Count lines, not occurrences: give the number of lines holding the word "screenshot", and nothing besides.

**Exercise material**
=-=-=-=-=

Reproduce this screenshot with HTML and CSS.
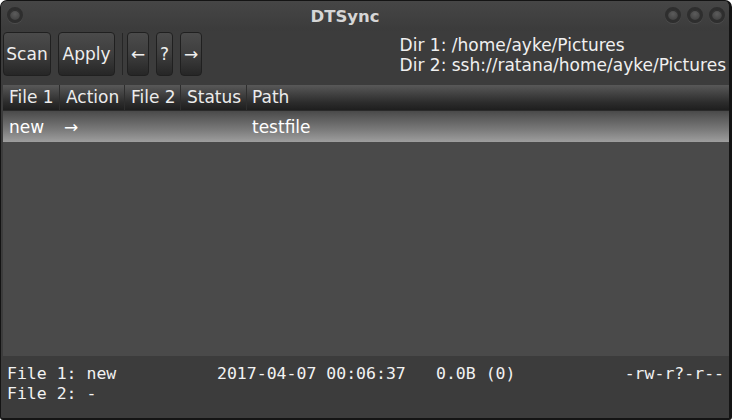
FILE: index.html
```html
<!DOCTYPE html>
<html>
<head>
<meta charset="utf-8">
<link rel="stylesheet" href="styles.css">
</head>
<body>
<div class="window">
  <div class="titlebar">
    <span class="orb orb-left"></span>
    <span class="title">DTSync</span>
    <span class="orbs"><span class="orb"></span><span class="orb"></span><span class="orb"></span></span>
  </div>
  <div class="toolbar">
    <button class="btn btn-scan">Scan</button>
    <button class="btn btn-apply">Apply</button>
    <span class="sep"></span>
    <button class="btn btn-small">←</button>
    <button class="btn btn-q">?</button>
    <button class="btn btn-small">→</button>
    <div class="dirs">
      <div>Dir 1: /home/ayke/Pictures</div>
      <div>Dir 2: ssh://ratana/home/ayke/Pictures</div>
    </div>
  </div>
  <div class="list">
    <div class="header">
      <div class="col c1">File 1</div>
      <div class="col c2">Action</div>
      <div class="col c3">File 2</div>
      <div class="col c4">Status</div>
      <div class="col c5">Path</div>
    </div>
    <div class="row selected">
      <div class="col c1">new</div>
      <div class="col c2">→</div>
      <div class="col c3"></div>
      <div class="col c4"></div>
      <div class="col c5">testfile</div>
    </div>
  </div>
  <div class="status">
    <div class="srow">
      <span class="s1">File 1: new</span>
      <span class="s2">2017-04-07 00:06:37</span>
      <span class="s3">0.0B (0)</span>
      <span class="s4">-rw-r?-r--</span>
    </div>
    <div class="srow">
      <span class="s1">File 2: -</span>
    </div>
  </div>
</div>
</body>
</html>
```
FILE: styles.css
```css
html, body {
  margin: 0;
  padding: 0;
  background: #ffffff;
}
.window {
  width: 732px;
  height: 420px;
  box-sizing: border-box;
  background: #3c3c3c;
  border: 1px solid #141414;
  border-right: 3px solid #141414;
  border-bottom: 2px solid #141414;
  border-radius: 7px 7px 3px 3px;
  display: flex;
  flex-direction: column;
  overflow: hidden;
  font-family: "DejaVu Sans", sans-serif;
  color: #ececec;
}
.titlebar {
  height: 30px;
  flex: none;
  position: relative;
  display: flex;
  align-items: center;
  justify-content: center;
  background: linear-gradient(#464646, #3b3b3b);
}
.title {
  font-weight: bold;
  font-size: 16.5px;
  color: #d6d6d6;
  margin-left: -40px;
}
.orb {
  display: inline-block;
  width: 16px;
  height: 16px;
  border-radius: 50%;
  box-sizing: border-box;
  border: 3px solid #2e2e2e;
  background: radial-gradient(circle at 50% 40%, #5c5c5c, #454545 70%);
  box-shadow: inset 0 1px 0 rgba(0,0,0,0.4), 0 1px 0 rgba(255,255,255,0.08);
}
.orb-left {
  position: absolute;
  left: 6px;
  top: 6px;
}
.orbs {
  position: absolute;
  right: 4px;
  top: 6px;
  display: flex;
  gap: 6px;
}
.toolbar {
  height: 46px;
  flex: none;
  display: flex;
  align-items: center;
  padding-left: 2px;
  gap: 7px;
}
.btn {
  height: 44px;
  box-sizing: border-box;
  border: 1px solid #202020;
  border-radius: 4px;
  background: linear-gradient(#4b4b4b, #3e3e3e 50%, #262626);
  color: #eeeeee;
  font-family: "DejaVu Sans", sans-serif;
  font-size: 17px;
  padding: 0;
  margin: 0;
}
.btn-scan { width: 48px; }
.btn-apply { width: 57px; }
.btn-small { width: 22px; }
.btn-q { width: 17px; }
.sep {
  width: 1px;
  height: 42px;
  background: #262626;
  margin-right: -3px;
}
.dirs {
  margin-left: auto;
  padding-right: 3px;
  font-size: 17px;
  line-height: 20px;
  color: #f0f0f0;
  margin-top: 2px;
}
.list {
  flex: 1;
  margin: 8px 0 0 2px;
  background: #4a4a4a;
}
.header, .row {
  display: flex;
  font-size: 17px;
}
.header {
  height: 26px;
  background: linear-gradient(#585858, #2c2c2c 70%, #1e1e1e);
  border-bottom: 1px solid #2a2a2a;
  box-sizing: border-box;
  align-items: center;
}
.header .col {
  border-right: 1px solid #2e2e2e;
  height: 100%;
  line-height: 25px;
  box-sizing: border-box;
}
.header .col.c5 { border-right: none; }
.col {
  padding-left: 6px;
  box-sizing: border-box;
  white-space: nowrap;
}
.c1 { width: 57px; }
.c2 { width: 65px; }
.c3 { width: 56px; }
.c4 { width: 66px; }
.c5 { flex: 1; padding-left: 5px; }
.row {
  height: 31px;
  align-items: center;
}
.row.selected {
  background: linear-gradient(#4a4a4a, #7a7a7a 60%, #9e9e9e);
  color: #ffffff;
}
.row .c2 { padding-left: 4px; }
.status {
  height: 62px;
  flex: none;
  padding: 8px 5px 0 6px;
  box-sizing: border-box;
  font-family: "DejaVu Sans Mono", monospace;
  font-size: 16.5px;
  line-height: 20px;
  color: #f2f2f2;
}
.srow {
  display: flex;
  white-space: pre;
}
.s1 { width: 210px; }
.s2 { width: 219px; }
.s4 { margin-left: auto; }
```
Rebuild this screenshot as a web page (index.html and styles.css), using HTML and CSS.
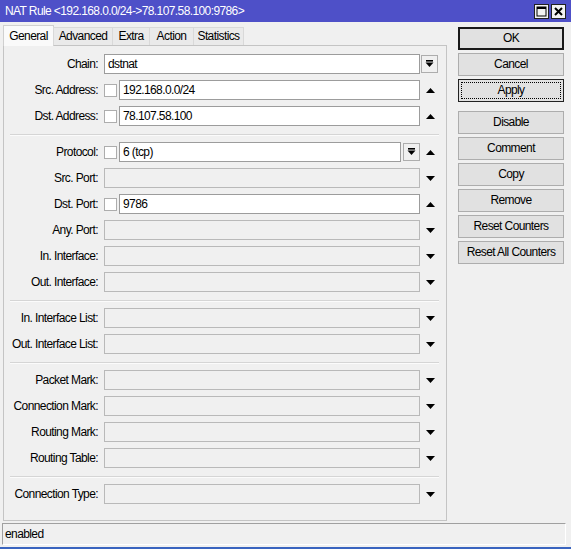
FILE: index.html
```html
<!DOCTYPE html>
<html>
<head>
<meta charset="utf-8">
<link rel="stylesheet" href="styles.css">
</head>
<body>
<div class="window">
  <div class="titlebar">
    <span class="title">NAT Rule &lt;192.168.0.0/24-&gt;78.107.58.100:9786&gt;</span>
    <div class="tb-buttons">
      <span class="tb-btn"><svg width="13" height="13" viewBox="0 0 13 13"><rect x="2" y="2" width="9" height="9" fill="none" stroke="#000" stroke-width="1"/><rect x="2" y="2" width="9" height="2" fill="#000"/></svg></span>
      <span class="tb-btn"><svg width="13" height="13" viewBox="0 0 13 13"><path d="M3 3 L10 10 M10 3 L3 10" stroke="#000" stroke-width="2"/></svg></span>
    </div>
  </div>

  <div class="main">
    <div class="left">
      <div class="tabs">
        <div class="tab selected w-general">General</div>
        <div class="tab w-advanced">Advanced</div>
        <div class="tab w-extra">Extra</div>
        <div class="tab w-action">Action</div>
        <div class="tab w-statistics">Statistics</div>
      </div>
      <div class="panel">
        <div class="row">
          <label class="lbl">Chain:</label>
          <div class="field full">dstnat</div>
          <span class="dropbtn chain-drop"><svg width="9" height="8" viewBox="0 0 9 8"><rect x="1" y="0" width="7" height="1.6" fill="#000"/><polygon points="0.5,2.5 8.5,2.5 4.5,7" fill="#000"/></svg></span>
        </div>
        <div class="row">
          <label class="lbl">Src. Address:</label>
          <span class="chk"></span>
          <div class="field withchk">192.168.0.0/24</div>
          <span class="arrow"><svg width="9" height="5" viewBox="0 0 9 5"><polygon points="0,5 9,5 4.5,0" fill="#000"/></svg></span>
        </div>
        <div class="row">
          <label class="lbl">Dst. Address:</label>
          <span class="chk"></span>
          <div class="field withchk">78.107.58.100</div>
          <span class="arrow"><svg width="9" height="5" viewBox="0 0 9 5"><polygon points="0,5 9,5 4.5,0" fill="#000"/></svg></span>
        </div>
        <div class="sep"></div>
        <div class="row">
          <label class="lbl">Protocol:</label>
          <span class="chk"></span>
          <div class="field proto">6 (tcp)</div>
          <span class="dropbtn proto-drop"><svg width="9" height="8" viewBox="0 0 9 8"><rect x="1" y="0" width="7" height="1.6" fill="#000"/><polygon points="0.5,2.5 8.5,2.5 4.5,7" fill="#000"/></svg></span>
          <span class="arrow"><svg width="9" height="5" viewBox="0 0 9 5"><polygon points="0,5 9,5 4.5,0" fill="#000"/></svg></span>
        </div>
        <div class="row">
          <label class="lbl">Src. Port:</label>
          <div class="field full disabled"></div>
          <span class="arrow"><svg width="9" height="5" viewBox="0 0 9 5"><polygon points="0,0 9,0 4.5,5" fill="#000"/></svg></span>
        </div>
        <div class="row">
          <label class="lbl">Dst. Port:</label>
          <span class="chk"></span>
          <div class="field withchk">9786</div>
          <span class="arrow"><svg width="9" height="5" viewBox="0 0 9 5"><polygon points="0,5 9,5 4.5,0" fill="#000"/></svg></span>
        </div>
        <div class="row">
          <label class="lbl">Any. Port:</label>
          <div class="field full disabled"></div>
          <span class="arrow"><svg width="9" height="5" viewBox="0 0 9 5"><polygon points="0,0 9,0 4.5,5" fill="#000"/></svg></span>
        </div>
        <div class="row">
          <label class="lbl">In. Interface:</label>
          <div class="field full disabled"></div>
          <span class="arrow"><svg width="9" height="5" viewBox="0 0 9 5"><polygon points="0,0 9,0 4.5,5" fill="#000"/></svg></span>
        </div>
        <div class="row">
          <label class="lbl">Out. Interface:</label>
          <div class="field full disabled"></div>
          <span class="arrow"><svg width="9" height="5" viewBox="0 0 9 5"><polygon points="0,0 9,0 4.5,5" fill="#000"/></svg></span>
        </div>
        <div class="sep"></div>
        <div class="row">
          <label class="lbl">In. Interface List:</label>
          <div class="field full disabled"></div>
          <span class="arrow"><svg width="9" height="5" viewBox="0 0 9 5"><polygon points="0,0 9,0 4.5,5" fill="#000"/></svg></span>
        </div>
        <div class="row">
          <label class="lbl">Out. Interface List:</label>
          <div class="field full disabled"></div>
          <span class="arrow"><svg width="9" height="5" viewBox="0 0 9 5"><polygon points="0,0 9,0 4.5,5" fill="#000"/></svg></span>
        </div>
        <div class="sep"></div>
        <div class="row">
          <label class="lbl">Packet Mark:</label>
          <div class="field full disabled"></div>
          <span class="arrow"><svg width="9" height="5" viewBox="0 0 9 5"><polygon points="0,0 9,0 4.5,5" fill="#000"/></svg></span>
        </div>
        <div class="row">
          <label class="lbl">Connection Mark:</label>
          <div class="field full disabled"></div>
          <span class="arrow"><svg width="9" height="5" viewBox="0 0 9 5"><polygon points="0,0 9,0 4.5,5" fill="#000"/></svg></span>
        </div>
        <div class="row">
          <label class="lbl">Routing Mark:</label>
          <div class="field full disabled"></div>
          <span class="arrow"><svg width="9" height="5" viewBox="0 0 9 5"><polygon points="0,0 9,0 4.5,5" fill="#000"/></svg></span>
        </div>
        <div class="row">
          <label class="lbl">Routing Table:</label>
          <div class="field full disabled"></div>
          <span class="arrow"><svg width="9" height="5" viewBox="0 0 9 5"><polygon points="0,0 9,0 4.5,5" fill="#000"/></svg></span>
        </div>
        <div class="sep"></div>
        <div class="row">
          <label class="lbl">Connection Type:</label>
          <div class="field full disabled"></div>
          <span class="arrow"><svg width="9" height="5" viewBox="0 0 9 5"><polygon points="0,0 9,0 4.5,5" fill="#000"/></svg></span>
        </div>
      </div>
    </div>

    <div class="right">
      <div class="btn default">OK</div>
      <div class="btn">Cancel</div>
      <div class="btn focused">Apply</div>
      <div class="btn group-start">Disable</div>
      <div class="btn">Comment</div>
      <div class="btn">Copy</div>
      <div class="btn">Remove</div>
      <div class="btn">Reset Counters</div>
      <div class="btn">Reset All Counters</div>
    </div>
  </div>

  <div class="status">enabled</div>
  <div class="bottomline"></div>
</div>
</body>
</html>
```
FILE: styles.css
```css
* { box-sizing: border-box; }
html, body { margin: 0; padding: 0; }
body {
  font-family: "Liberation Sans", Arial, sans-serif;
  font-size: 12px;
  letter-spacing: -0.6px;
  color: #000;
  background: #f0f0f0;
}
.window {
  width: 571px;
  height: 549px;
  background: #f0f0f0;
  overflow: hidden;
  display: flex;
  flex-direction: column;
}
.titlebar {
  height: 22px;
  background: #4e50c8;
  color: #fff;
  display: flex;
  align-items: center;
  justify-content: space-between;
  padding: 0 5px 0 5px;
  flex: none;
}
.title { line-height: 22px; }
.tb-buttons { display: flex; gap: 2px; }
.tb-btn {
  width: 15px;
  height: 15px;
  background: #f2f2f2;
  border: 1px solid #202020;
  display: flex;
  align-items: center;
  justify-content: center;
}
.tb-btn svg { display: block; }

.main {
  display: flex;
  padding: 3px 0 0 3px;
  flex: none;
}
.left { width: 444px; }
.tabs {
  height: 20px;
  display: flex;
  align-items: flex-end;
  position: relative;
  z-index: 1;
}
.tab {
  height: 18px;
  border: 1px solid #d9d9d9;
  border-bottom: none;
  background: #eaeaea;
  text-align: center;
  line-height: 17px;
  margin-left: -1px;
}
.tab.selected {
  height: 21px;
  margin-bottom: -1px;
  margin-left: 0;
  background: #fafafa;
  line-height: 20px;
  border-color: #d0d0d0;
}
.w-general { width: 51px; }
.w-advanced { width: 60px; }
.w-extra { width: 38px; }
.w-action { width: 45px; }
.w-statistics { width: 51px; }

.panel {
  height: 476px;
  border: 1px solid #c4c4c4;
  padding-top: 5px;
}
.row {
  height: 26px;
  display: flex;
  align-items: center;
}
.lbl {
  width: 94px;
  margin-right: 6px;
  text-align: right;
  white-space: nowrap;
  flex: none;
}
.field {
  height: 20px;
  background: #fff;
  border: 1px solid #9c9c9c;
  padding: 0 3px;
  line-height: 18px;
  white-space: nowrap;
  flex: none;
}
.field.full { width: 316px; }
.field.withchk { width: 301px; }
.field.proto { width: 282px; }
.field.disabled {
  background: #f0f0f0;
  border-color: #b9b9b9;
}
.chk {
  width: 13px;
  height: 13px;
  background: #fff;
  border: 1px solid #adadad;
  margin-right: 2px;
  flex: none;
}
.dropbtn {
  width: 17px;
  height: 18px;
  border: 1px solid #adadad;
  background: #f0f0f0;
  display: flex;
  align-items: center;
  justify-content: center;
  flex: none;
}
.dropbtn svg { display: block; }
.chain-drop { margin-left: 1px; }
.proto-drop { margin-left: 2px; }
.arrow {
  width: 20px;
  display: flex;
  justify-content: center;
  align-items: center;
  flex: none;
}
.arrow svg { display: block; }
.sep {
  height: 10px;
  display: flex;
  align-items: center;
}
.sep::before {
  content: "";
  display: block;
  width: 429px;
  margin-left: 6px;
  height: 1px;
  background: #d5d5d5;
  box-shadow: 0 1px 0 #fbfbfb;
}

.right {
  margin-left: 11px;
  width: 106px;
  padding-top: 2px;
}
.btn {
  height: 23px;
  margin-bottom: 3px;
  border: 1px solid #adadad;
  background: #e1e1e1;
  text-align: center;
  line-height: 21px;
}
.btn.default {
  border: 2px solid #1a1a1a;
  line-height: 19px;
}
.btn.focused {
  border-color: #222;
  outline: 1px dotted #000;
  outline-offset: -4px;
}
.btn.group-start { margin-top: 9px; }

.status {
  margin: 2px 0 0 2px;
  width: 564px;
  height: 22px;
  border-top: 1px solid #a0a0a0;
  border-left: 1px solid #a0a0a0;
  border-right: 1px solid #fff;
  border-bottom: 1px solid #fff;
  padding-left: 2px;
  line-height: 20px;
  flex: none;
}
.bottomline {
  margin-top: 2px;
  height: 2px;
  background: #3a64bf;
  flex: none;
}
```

=-=-=-=-=

**Task response**
2